[Start of SOURCE EXCERPT]

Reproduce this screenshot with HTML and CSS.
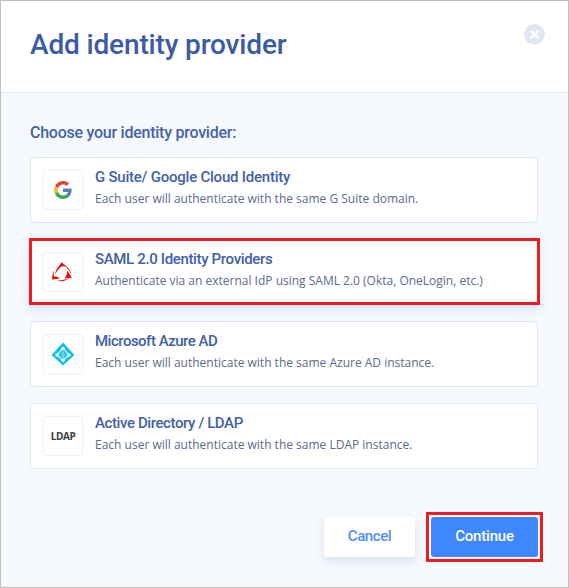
FILE: index.html
```html
<!DOCTYPE html>
<html lang="en">
<head>
<meta charset="utf-8">
<title>Add identity provider</title>
<link rel="stylesheet" href="styles.css">
</head>
<body>
<main class="dialog">
  <header class="header">
    <h1 class="title">Add identity provider</h1>
    <button class="close" aria-label="Close">
      <svg width="21" height="21" viewBox="0 0 21 21"><circle cx="10.5" cy="10.5" r="10.4" fill="#dfe7f4"/><path d="M7.300 7.300l6.400 6.400M13.700 7.300l-6.400 6.400" stroke="#fff" stroke-width="2.400" stroke-linecap="round"/></svg>
    </button>
  </header>
  <section class="content">
    <h2 class="subtitle">Choose your identity provider:</h2>
    <div class="list">
      <article class="card">
        <div class="logo">
          <svg width="18" height="18" viewBox="0 0 48 48"><path fill="#e04338" d="M24 9.5c3.54 0 6.71 1.22 9.21 3.6l6.85-6.85C35.9 2.38 30.47 0 24 0 14.62 0 6.51 5.38 2.56 13.22l7.98 6.19C12.43 13.72 17.74 9.5 24 9.5z"/><path fill="#5a7fb8" d="M46.98 24.55c0-1.57-.15-3.09-.38-4.55H24v9.02h12.94c-.58 2.96-2.26 5.48-4.78 7.18l7.73 6c4.51-4.18 7.09-10.36 7.09-17.65z"/><path fill="#f8b92b" d="M10.53 28.59c-.48-1.45-.76-2.99-.76-4.59s.27-3.14.76-4.59l-7.98-6.19C.92 16.46 0 20.12 0 24c0 3.88.92 7.54 2.56 10.78l7.97-6.19z"/><path fill="#32a853" d="M24 48c6.48 0 11.93-2.13 15.89-5.81l-7.73-6c-2.15 1.45-4.92 2.3-8.16 2.3-6.26 0-11.57-4.22-13.47-9.91l-7.98 6.19C6.51 42.62 14.62 48 24 48z"/></svg>
        </div>
        <div class="text"><h3 class="name n1">G Suite/ Google Cloud Identity</h3><p class="desc">Each user will authenticate with the same G Suite domain.</p></div>
      </article>
      <article class="card selected">
        <div class="logo">
          <svg class="saml" width="20" height="20" viewBox="0 0 20 20"><g fill="#e30b0b"><path d="M6.800 4.500L9.600.2l4.400 4.200-4.200-.2C6.800 6 4.600 9.500 3 12.400 3.500 9 4.800 6.500 6.800 4.500z"/><path d="M12 2.200C15.800 4.500 18.800 8.500 19.600 12.800 17.500 9 15.300 6 12 2.200z"/><path d="M2 8.800C.8 11.500.1 14.500 0 17.600l8-1.100-3.500-2-2.600.1c-.2-1.800-.1-3.800.1-5.800z"/><path d="M4.800 18.300c3.400 1.500 8.200 1 12-1.500-4.200 1-8 1.900-12 1.500z"/><path d="M14.800 8.600l.1 3.800-2.300 3.800 7 .1c-.9-2.900-2.700-5.600-4.800-7.700z"/></g></svg>
        </div>
        <div class="text"><h3 class="name n2">SAML 2.0 Identity Providers</h3><p class="desc">Authenticate via an external IdP using SAML 2.0 (Okta, OneLogin, etc.)</p></div>
      </article>
      <article class="card">
        <div class="logo">
          <svg width="24" height="24" viewBox="0 0 24 24"><path d="M12 .5L23.500 13 12 23.500.5 13z" fill="#12bdf0"/><path d="M12 6L6 13l6 5.500 6-5.500z" fill="#12bdf0" stroke="#fff" stroke-width="1.100"/><g fill="#fff"><circle cx="12" cy="6.500" r="1.700"/><circle cx="6" cy="13" r="1.700"/><circle cx="18" cy="13" r="1.700"/><circle cx="12" cy="18.300" r="1.700"/></g><ellipse cx="12" cy="12.800" rx="3.600" ry="3.700" fill="#36c5ed"/><path d="M12 9.300v7" stroke="#a6e3f5" stroke-width=".8"/></svg>
        </div>
        <div class="text"><h3 class="name n3">Microsoft Azure AD</h3><p class="desc">Each user will authenticate with the same Azure AD instance.</p></div>
      </article>
      <article class="card">
        <div class="logo ldap">LDAP</div>
        <div class="text"><h3 class="name n4">Active Directory / LDAP</h3><p class="desc">Each user will authenticate with the same LDAP instance.</p></div>
      </article>
    </div>
  </section>
  <footer class="footer">
    <button class="button cancel">Cancel</button>
    <div class="highlight"><button class="button continue">Continue</button></div>
  </footer>
</main>
</body>
</html>
```
FILE: styles.css
```css
* { box-sizing: border-box; }
body { margin: 0; font-family: "Open Sans", sans-serif; }
h1, h2, h3, p { margin: 0; white-space: nowrap; }
button { border: 0; padding: 0; }
svg { display: block; }
.dialog {
  width: 569px;
  height: 588px;
  border: 1px solid #c0c0c0;
  background: #f6f9fe;
  display: flex;
  flex-direction: column;
}
.header {
  height: 92px;
  flex: none;
  background: #fff;
  border-bottom: 1px solid #dce7f4;
  display: flex;
  justify-content: space-between;
  padding: 23px 23px 0 29px;
}
.title {
  font: 500 28px/42px Roboto, sans-serif;
  color: #3b5ba5;
  letter-spacing: -0.15px;
}
.close { background: none; width: 21px; height: 21px; }
.content { padding: 28px 29px 0; }
.subtitle {
  font: 500 16px/24px Roboto, sans-serif;
  color: #4562aa;
  letter-spacing: -0.25px;
}
.list { display: flex; flex-direction: column; gap: 16px; margin-top: 12px; }
.card {
  height: 66px;
  width: 508px;
  background: #fff;
  border: 1px solid #dde6f5;
  border-radius: 3px;
  padding: 12px;
  display: flex;
  gap: 12px;
}
.selected {
  width: 509px;
  height: 65px;
  margin-bottom: 1px;
  border-color: #fff;
  border-radius: 0;
  outline: 3px solid #ed1c24;
  outline-offset: -2px;
  box-shadow: 0 5px 10px #d3e2f1;
}
.logo {
  width: 40px;
  height: 40px;
  flex: none;
  border: 1px solid #eef1f7;
  border-radius: 3px;
  display: flex;
  align-items: center;
  justify-content: center;
}
.saml { margin-right: 2px; }
.ldap { font: 700 10px/12px "Open Sans", sans-serif; letter-spacing: -0.4px; color: #3c3c3c; }
.text { margin-top: -3px; }
.name {
  font: 500 15px/20px Roboto, sans-serif;
  color: #4260a9;
}
.n1 { letter-spacing: -0.23px; }
.n2 { letter-spacing: -0.35px; }
.n3 { letter-spacing: -0.5px; }
.n4 { letter-spacing: -0.4px; }
.desc { font-size: 12px; line-height: 18px; margin-top: 3px; color: #5c6b8e; }
.footer {
  display: flex;
  align-items: center;
  justify-content: flex-end;
  gap: 11px;
  margin-top: 43px;
  padding-right: 25px;
}
.button { height: 40px; border-radius: 3px; font: 500 15px/38px Roboto, sans-serif; padding-bottom: 2px; }
.cancel { width: 91px; color: #4f8df7; background: #fff; box-shadow: 0 4px 9px #d3e2ef; letter-spacing: -0.4px; }
.highlight { border: 3px solid #ed1c24; width: 117px; height: 50px; padding: 2px; }
.continue { width: 107px; background: #3f87ff; color: #fff; letter-spacing: -0.2px; }
```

[End of SOURCE EXCERPT]

The pictures should not be reproduced; quote all of the other material exactly.

Reproduce this screenshot with HTML and CSS.
FILE: index.html
```html
<!DOCTYPE html>
<html lang="en">
<head>
<meta charset="utf-8">
<title>Add identity provider</title>
<link rel="stylesheet" href="styles.css">
</head>
<body>
<main class="dialog">
  <header class="header">
    <h1 class="title">Add identity provider</h1>
    <button class="close" aria-label="Close">
      <svg width="21" height="21" viewBox="0 0 21 21"><circle cx="10.5" cy="10.5" r="10.4" fill="#dfe7f4"/><path d="M7.300 7.300l6.400 6.400M13.700 7.300l-6.400 6.400" stroke="#fff" stroke-width="2.400" stroke-linecap="round"/></svg>
    </button>
  </header>
  <section class="content">
    <h2 class="subtitle">Choose your identity provider:</h2>
    <div class="list">
      <article class="card">
        <div class="logo">
          <svg width="18" height="18" viewBox="0 0 48 48"><path fill="#e04338" d="M24 9.5c3.54 0 6.71 1.22 9.21 3.6l6.85-6.85C35.9 2.38 30.47 0 24 0 14.62 0 6.51 5.38 2.56 13.22l7.98 6.19C12.43 13.72 17.74 9.5 24 9.5z"/><path fill="#5a7fb8" d="M46.98 24.55c0-1.57-.15-3.09-.38-4.55H24v9.02h12.94c-.58 2.96-2.26 5.48-4.78 7.18l7.73 6c4.51-4.18 7.09-10.36 7.09-17.65z"/><path fill="#f8b92b" d="M10.53 28.59c-.48-1.45-.76-2.99-.76-4.59s.27-3.14.76-4.59l-7.98-6.19C.92 16.46 0 20.12 0 24c0 3.88.92 7.54 2.56 10.78l7.97-6.19z"/><path fill="#32a853" d="M24 48c6.48 0 11.93-2.13 15.89-5.81l-7.73-6c-2.15 1.45-4.92 2.3-8.16 2.3-6.26 0-11.57-4.22-13.47-9.91l-7.98 6.19C6.51 42.62 14.62 48 24 48z"/></svg>
        </div>
        <div class="text"><h3 class="name n1">G Suite/ Google Cloud Identity</h3><p class="desc">Each user will authenticate with the same G Suite domain.</p></div>
      </article>
      <article class="card selected">
        <div class="logo">
          <svg class="saml" width="20" height="20" viewBox="0 0 20 20"><g fill="#e30b0b"><path d="M6.800 4.500L9.600.2l4.400 4.200-4.200-.2C6.800 6 4.600 9.500 3 12.400 3.500 9 4.800 6.500 6.800 4.500z"/><path d="M12 2.200C15.800 4.500 18.800 8.500 19.600 12.800 17.500 9 15.300 6 12 2.200z"/><path d="M2 8.800C.8 11.500.1 14.500 0 17.600l8-1.100-3.500-2-2.600.1c-.2-1.800-.1-3.800.1-5.800z"/><path d="M4.800 18.300c3.400 1.500 8.200 1 12-1.500-4.200 1-8 1.900-12 1.500z"/><path d="M14.800 8.600l.1 3.800-2.300 3.800 7 .1c-.9-2.900-2.700-5.600-4.800-7.700z"/></g></svg>
        </div>
        <div class="text"><h3 class="name n2">SAML 2.0 Identity Providers</h3><p class="desc">Authenticate via an external IdP using SAML 2.0 (Okta, OneLogin, etc.)</p></div>
      </article>
      <article class="card">
        <div class="logo">
          <svg width="24" height="24" viewBox="0 0 24 24"><path d="M12 .5L23.500 13 12 23.500.5 13z" fill="#12bdf0"/><path d="M12 6L6 13l6 5.500 6-5.500z" fill="#12bdf0" stroke="#fff" stroke-width="1.100"/><g fill="#fff"><circle cx="12" cy="6.500" r="1.700"/><circle cx="6" cy="13" r="1.700"/><circle cx="18" cy="13" r="1.700"/><circle cx="12" cy="18.300" r="1.700"/></g><ellipse cx="12" cy="12.800" rx="3.600" ry="3.700" fill="#36c5ed"/><path d="M12 9.300v7" stroke="#a6e3f5" stroke-width=".8"/></svg>
        </div>
        <div class="text"><h3 class="name n3">Microsoft Azure AD</h3><p class="desc">Each user will authenticate with the same Azure AD instance.</p></div>
      </article>
      <article class="card">
        <div class="logo ldap">LDAP</div>
        <div class="text"><h3 class="name n4">Active Directory / LDAP</h3><p class="desc">Each user will authenticate with the same LDAP instance.</p></div>
      </article>
    </div>
  </section>
  <footer class="footer">
    <button class="button cancel">Cancel</button>
    <div class="highlight"><button class="button continue">Continue</button></div>
  </footer>
</main>
</body>
</html>
```
FILE: styles.css
```css
* { box-sizing: border-box; }
body { margin: 0; font-family: "Open Sans", sans-serif; }
h1, h2, h3, p { margin: 0; white-space: nowrap; }
button { border: 0; padding: 0; }
svg { display: block; }
.dialog {
  width: 569px;
  height: 588px;
  border: 1px solid #c0c0c0;
  background: #f6f9fe;
  display: flex;
  flex-direction: column;
}
.header {
  height: 92px;
  flex: none;
  background: #fff;
  border-bottom: 1px solid #dce7f4;
  display: flex;
  justify-content: space-between;
  padding: 23px 23px 0 29px;
}
.title {
  font: 500 28px/42px Roboto, sans-serif;
  color: #3b5ba5;
  letter-spacing: -0.15px;
}
.close { background: none; width: 21px; height: 21px; }
.content { padding: 28px 29px 0; }
.subtitle {
  font: 500 16px/24px Roboto, sans-serif;
  color: #4562aa;
  letter-spacing: -0.25px;
}
.list { display: flex; flex-direction: column; gap: 16px; margin-top: 12px; }
.card {
  height: 66px;
  width: 508px;
  background: #fff;
  border: 1px solid #dde6f5;
  border-radius: 3px;
  padding: 12px;
  display: flex;
  gap: 12px;
}
.selected {
  width: 509px;
  height: 65px;
  margin-bottom: 1px;
  border-color: #fff;
  border-radius: 0;
  outline: 3px solid #ed1c24;
  outline-offset: -2px;
  box-shadow: 0 5px 10px #d3e2f1;
}
.logo {
  width: 40px;
  height: 40px;
  flex: none;
  border: 1px solid #eef1f7;
  border-radius: 3px;
  display: flex;
  align-items: center;
  justify-content: center;
}
.saml { margin-right: 2px; }
.ldap { font: 700 10px/12px "Open Sans", sans-serif; letter-spacing: -0.4px; color: #3c3c3c; }
.text { margin-top: -3px; }
.name {
  font: 500 15px/20px Roboto, sans-serif;
  color: #4260a9;
}
.n1 { letter-spacing: -0.23px; }
.n2 { letter-spacing: -0.35px; }
.n3 { letter-spacing: -0.5px; }
.n4 { letter-spacing: -0.4px; }
.desc { font-size: 12px; line-height: 18px; margin-top: 3px; color: #5c6b8e; }
.footer {
  display: flex;
  align-items: center;
  justify-content: flex-end;
  gap: 11px;
  margin-top: 43px;
  padding-right: 25px;
}
.button { height: 40px; border-radius: 3px; font: 500 15px/38px Roboto, sans-serif; padding-bottom: 2px; }
.cancel { width: 91px; color: #4f8df7; background: #fff; box-shadow: 0 4px 9px #d3e2ef; letter-spacing: -0.4px; }
.highlight { border: 3px solid #ed1c24; width: 117px; height: 50px; padding: 2px; }
.continue { width: 107px; background: #3f87ff; color: #fff; letter-spacing: -0.2px; }
```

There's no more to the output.